Detalhe da esquina e a parede deslocada que amplia o espaço para o pedestre

Detalhe da esquina e a parede deslocada que amplia o espaço para o pedestre

Este edifício é uma belíssima crítica à nossa legislação urbanística vigente. Atualmente as leis paulistanas acreditam que a qualidade da cidade depende de baixa ocupação do terreno e verticalização. Em São Paulo é possível construir edifícios cujas áreas sejam até quatro vezes o tamanho do terreno. Ao mesmo tempo se exige que as construções ocupem no máximo 70% do terreno. Surgem recuos frontais, laterais e grandes áreas livres dentro dos lotes que são protegidas por muros e guaritas. Dada a baixa ocupação permitida se faz necessário aumentar a altura dos prédios para que se possa alcançar a área construída máxima permitida. Esta a razão da triste paisagem paulistana das últimas décadas.
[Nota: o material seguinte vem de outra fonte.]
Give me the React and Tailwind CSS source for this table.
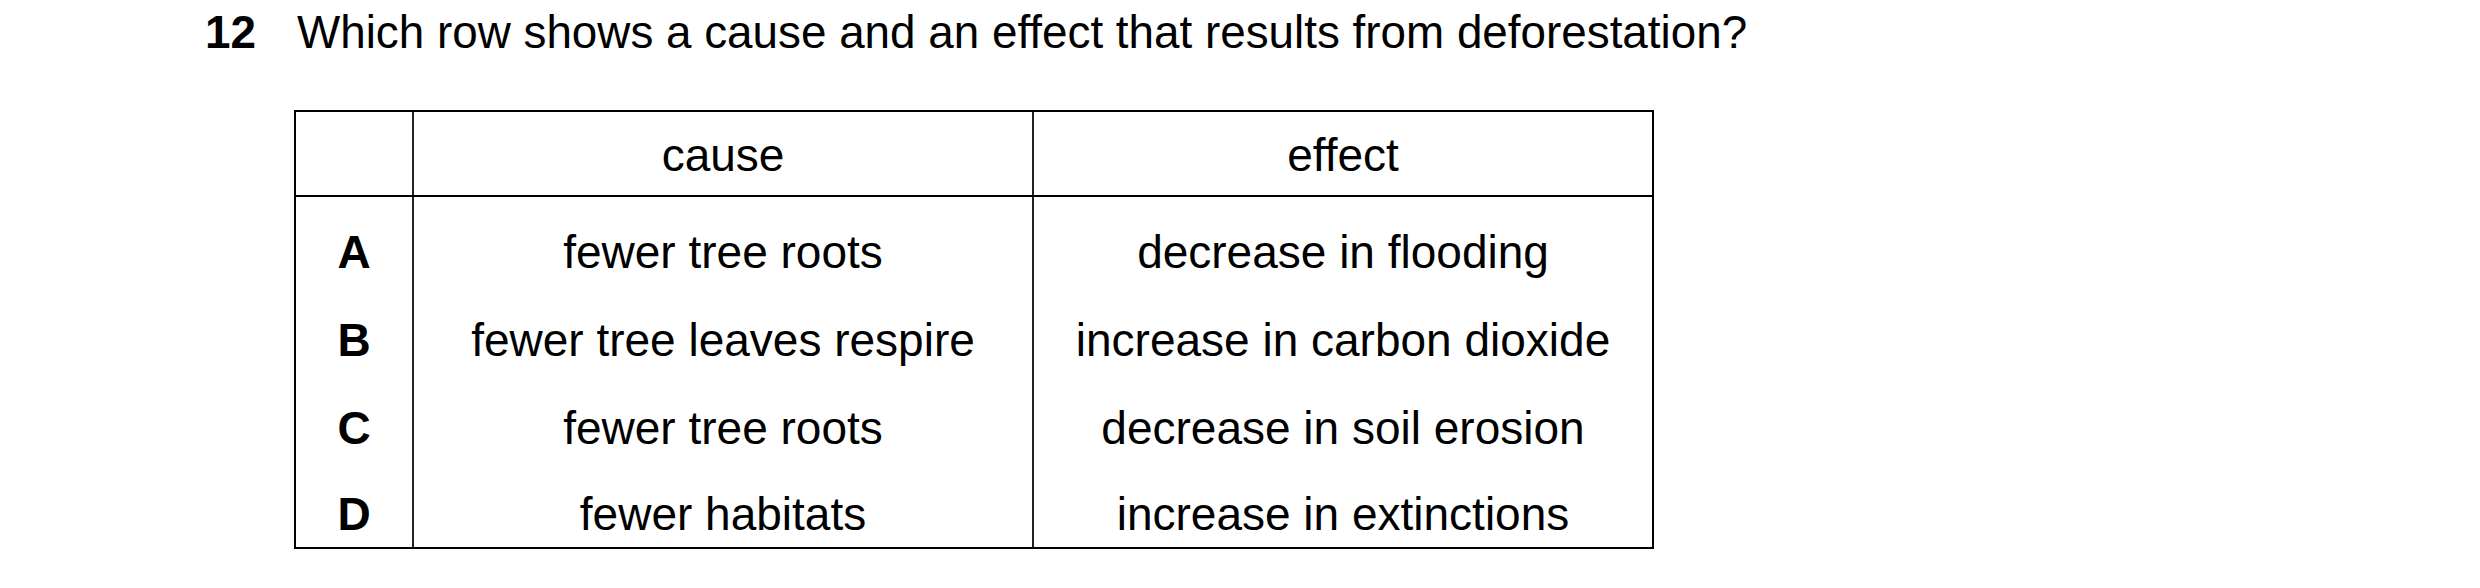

O edifício de Heep nos lembra que existem boas alternativas arquitetônicas, urbanísticas e econômicas, capazes de  construir uma cidade melhor. O terreno ocupado possui 668 m2, coeficiente de aproveitamento de 7,2, e 4.815 m2 de área construída. A taxa de ocupação é de 83% e a altura total é de 34 metros (Edson Lucchini Jr, 2010). Consequentemente este prédio fere todas as normas urbanísticas em uso hoje em dia. Contudo sua qualidade urbana e arquitetônica me parecem muito superiores às das torres cercadas por altos muros que caracterizam boa parte dos recentes lançamentos do mercado imobiliário paulistano.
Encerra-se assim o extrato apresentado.